Rolled out at the crack of dawn this morning. The entire Indian family that runs the hotel where I stayed turned out to wave me off. With all of the hotels run by Indians across the rural US, you’d think maybe one or two would open an Indian restaurant to go with it. Man, I’d be all over that.

East Texas is the land of loose dogs: I was chased by eight before I even took off my cool-weather jersey this morning—though none after, oddly enough. Connection?

Apart from a few miles here and there, I spent almost the entire way on roads with exemplary pavement. That, and the walls of trees that shielded me from winds helped me speed along and knock out 70 miles in exactly five hours, which is a good clip when touring. At that point I was in Silsbee, which has an actual Italian restaurant where I stopped for lunch. Pasta is a staple food for cyclists, and it’s a little frustrating not to be able to find it more often.

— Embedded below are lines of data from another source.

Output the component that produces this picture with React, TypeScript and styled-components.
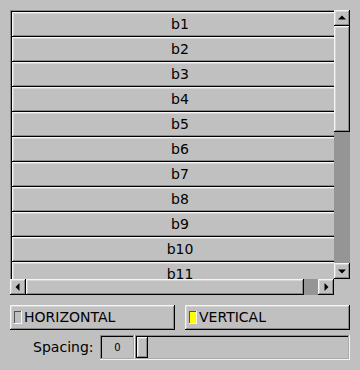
import React from "react";
import styled, { createGlobalStyle, css } from "styled-components";

const GlobalStyle = createGlobalStyle`
  html, body {
    margin: 0;
    padding: 0;
    background: #c0c0c0;
    width: 360px;
    height: 370px;
    overflow: hidden;
  }
  body {
    font-family: "DejaVu Sans", "Liberation Sans", sans-serif;
    font-size: 14px;
    color: #000;
  }
  * { box-sizing: border-box; }
`;

const upBox = css`
  background: #c0c0c0;
  box-shadow: inset -1px -1px 0 #000000, inset 1px 1px 0 #f5f5f5,
    inset -2px -2px 0 #8a8a8a, inset 2px 2px 0 #d5d5d5;
`;

const downBox = css`
  box-shadow: inset -1px -1px 0 #f5f5f5, inset 1px 1px 0 #8a8a8a,
    inset -2px -2px 0 #aaaaaa, inset 2px 2px 0 #000000;
`;

const thinDownBox = css`
  box-shadow: inset -1px -1px 0 #f5f5f5, inset 1px 1px 0 #555555;
`;

const Window = styled.div`
  width: 360px;
  height: 370px;
  padding: 10px 10px 0 10px;
  display: flex;
  flex-direction: column;
`;

const Scroll = styled.div`
  width: 340px;
  height: 285px;
  display: grid;
  grid-template-columns: 324px 16px;
  grid-template-rows: 269px 16px;
`;

const Viewport = styled.div`
  overflow: hidden;
`;

const Pack = styled.div`
  width: 340px;
  padding: 2px;
  display: flex;
  flex-direction: column;
  ${downBox};
`;

const PackButton = styled.div`
  flex: 0 0 25px;
  width: 336px;
  height: 25px;
  padding-bottom: 2px;
  display: flex;
  align-items: center;
  justify-content: center;
  ${upBox};
`;

const VBar = styled.div`
  display: flex;
  flex-direction: column;
`;

const HBar = styled.div`
  display: flex;
  flex-direction: row;
`;

const ArrowButton = styled.div`
  flex: 0 0 16px;
  width: 16px;
  height: 16px;
  display: flex;
  ${upBox};
  svg { display: block; }
`;

const VThumb = styled.div<{ $size: number }>`
  flex: 0 0 ${(p) => p.$size}px;
  ${upBox};
`;

const HThumb = styled.div<{ $size: number }>`
  flex: 0 0 ${(p) => p.$size}px;
  ${upBox};
`;

const Trough = styled.div`
  flex: 1;
  background: #959595;
`;

const Corner = styled.div``;

const ToggleRow = styled.div`
  margin-top: 10px;
  display: flex;
  gap: 10px;
`;

const LightButton = styled.div`
  width: 165px;
  height: 25px;
  display: flex;
  align-items: center;
  padding-left: 4px;
  ${upBox};
`;

const LightLabel = styled.span`
  margin-top: -2px;
`;

const Indicator = styled.span<{ $on: boolean }>`
  width: 8px;
  height: 13px;
  margin-right: 2px;
  background: ${(p) => (p.$on ? "#ffff00" : "#c0c0c0")};
  ${thinDownBox};
`;

const SliderRow = styled.div`
  margin-top: 5px;
  margin-left: -10px;
  display: flex;
  height: 25px;
`;

const SliderLabel = styled.div`
  width: 100px;
  padding-right: 6.5px;
  padding-bottom: 2px;
  display: flex;
  align-items: center;
  justify-content: flex-end;
`;

const ValueBox = styled.div`
  width: 35px;
  height: 25px;
  padding-bottom: 1px;
  display: flex;
  align-items: center;
  justify-content: center;
  font-size: 10px;
  ${downBox};
`;

const Track = styled.div`
  width: 215px;
  height: 25px;
  padding: 2px;
  display: flex;
  ${downBox};
`;

const Knob = styled.div`
  width: 11px;
  height: 21px;
  ${upBox};
`;

const Arrow = ({ dir }: { dir: "up" | "down" | "left" | "right" }) => {
  const pts = {
    up: "4,9.5 8,5.5 12,9.5",
    down: "4,6.5 12,6.5 8,10.5",
    left: "9.5,4 9.5,12 5.5,8",
    right: "6.5,4 6.5,12 10.5,8",
  }[dir];
  return (
    <svg width="16" height="16" viewBox="0 0 16 16">
      <polygon points={pts} fill="#000" />
    </svg>
  );
};

const buttons = Array.from({ length: 11 }, (_, i) => `b${i + 1}`);

export default function App() {
  return (
    <>
      <GlobalStyle />
      <Window>
        <Scroll>
          <Viewport>
            <Pack>
              {buttons.map((b) => (
                <PackButton key={b}>{b}</PackButton>
              ))}
            </Pack>
          </Viewport>
          <VBar>
            <ArrowButton>
              <Arrow dir="up" />
            </ArrowButton>
            <VThumb $size={106} />
            <Trough />
            <ArrowButton>
              <Arrow dir="down" />
            </ArrowButton>
          </VBar>
          <HBar>
            <ArrowButton>
              <Arrow dir="left" />
            </ArrowButton>
            <HThumb $size={278} />
            <Trough />
            <ArrowButton>
              <Arrow dir="right" />
            </ArrowButton>
          </HBar>
          <Corner />
        </Scroll>
        <ToggleRow>
          <LightButton>
            <Indicator $on={false} />
            <LightLabel>HORIZONTAL</LightLabel>
          </LightButton>
          <LightButton>
            <Indicator $on={true} />
            <LightLabel>VERTICAL</LightLabel>
          </LightButton>
        </ToggleRow>
        <SliderRow>
          <SliderLabel>Spacing:</SliderLabel>
          <ValueBox>0</ValueBox>
          <Track>
            <Knob />
          </Track>
        </SliderRow>
      </Window>
    </>
  );
}
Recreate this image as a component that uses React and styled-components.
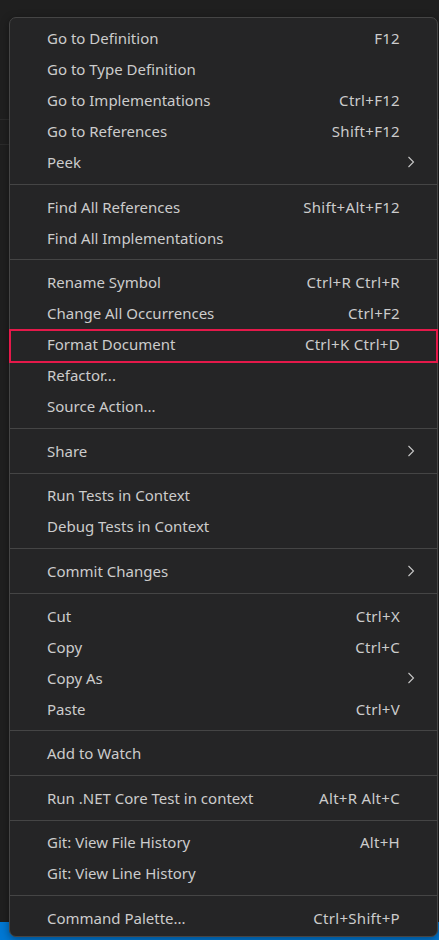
import React from "react";
import styled, { createGlobalStyle } from "styled-components";

const Global = createGlobalStyle`
  html, body {
    margin: 0;
    padding: 0;
    background: #1f1f1f;
  }
  * { box-sizing: border-box; }
`;

const groups = [
  [
    { label: "Go to Definition", keys: "F12" },
    { label: "Go to Type Definition" },
    { label: "Go to Implementations", keys: "Ctrl+F12" },
    { label: "Go to References", keys: "Shift+F12" },
    { label: "Peek", sub: true },
  ],
  [
    { label: "Find All References", keys: "Shift+Alt+F12" },
    { label: "Find All Implementations" },
  ],
  [
    { label: "Rename Symbol", keys: "Ctrl+R Ctrl+R" },
    { label: "Change All Occurrences", keys: "Ctrl+F2" },
    { label: "Format Document", keys: "Ctrl+K Ctrl+D", marked: true },
    { label: "Refactor..." },
    { label: "Source Action..." },
  ],
  [{ label: "Share", sub: true }],
  [
    { label: "Run Tests in Context" },
    { label: "Debug Tests in Context" },
  ],
  [{ label: "Commit Changes", sub: true }],
  [
    { label: "Cut", keys: "Ctrl+X" },
    { label: "Copy", keys: "Ctrl+C" },
    { label: "Copy As", sub: true },
    { label: "Paste", keys: "Ctrl+V" },
  ],
  [{ label: "Add to Watch" }],
  [{ label: "Run .NET Core Test in context", keys: "Alt+R Alt+C" }],
  [
    { label: "Git: View File History", keys: "Alt+H" },
    { label: "Git: View Line History" },
  ],
  [{ label: "Command Palette...", keys: "Ctrl+Shift+P" }],
];

const Chevron = () => (
  <svg width="10" height="14" viewBox="0 0 10 14" fill="none">
    <path d="M2.5 2 L7.5 7 L2.5 12" stroke="#c8c8c8" strokeWidth="1.1" />
  </svg>
);

export default function App() {
  return (
    <>
      <Global />
      <Screen>
        <EditorTop />
        <Breadcrumbs />
        <EditorBody />
        <StatusBar />
        <Menu>
          {groups.map((items, gi) => (
            <React.Fragment key={gi}>
              {gi > 0 && <Separator />}
              {items.map((it) => (
                <Item key={it.label} $marked={it.marked}>
                  <Label>{it.label}</Label>
                  {it.keys && <Keys>{it.keys}</Keys>}
                  <Arrow>{it.sub && <Chevron />}</Arrow>
                </Item>
              ))}
            </React.Fragment>
          ))}
        </Menu>
      </Screen>
    </>
  );
}

const Screen = styled.div`
  position: relative;
  width: 439px;
  height: 940px;
  display: flex;
  flex-direction: column;
  overflow: hidden;
  background: #1f1f1f;
`;

const EditorTop = styled.div`
  height: 120px;
  border-bottom: 1px solid #2b2b2b;
`;

const Breadcrumbs = styled.div`
  height: 25px;
  border-bottom: 1px solid #2b2b2b;
  background: #1f1f1f;
`;

const EditorBody = styled.div`
  flex: 1;
  background: #1f1f1f;
`;

const StatusBar = styled.div`
  height: 18px;
  background: #0078d4;
`;

const Menu = styled.div`
  position: absolute;
  left: 9px;
  top: 17px;
  width: 429px;
  padding: 4.5px 0 3px;
  background: #252526;
  border: 1px solid #454545;
  border-radius: 7px;
  box-shadow: 0 2px 8px rgba(0, 0, 0, 0.4);
  font-family: "Noto Sans", "Open Sans", sans-serif;
  font-size: 15px;
  color: #cccccc;
`;

const Item = styled.div`
  position: relative;
  height: 31px;
  display: flex;
  align-items: center;
  padding-left: 37px;
  padding-right: 21px;

  ${({ $marked }) =>
    $marked &&
    `
    &::after {
      content: "";
      position: absolute;
      left: -1px;
      right: -1px;
      top: 0;
      bottom: -3px;
      border: 2px solid #e5194a;
      pointer-events: none;
    }
  `}
`;

const Label = styled.span`
  flex: 1;
  white-space: nowrap;
`;

const Keys = styled.span`
  white-space: nowrap;
  letter-spacing: 0.3px;
  color: #cccccc;
`;

const Arrow = styled.span`
  width: 16px;
  display: flex;
  justify-content: flex-end;
  align-items: center;
`;

const Separator = styled.div`
  height: 1px;
  margin: 6.3px 0;
  background: #454545;
`;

I was also in the land of the logging trucks. The westbound riders I met in Sanderson had told me about riding on roads with no shoulders and having logging trucks blast past them with no clearance. I’m pretty sure I know which road they mean—I rode on it yesterday—and I must have gotten lucky, because the logging trucks I saw passed me with plenty of clearance. Maybe it’s the trike. At one point l saw a logging truck heading one way, and a flatbed truck stacked tall with new shipping pallets. Wish I could have gotten a picture of that. Later I saw the plant where the pallets came from, its yard covered to a depth of two stories with pallets.

After lunch, I pushed on another 25 miles on US90. The riding here was less pleasant, and the wind was hitting me full-strength, so it was slowed as well. But it brought me to the home of Jerry and Carol, my Warm Showers hosts. They have a working farm, mostly raising goats for milk and chickens for eggs, but they also have horses, a burro, cows, and guinea fowl. Their home seems to function as a social center, with friends dropping by unannounced at all hours.

I’ll be crossing into Louisiana tomorrow, but I felt like I was already in a different state today, and was momentarily surprised when I saw a TxDOT vehicle on the road. It occurred to me that it’s preposterous that West Texas, Central Texas, and East Texas are all the same state. They feel so different.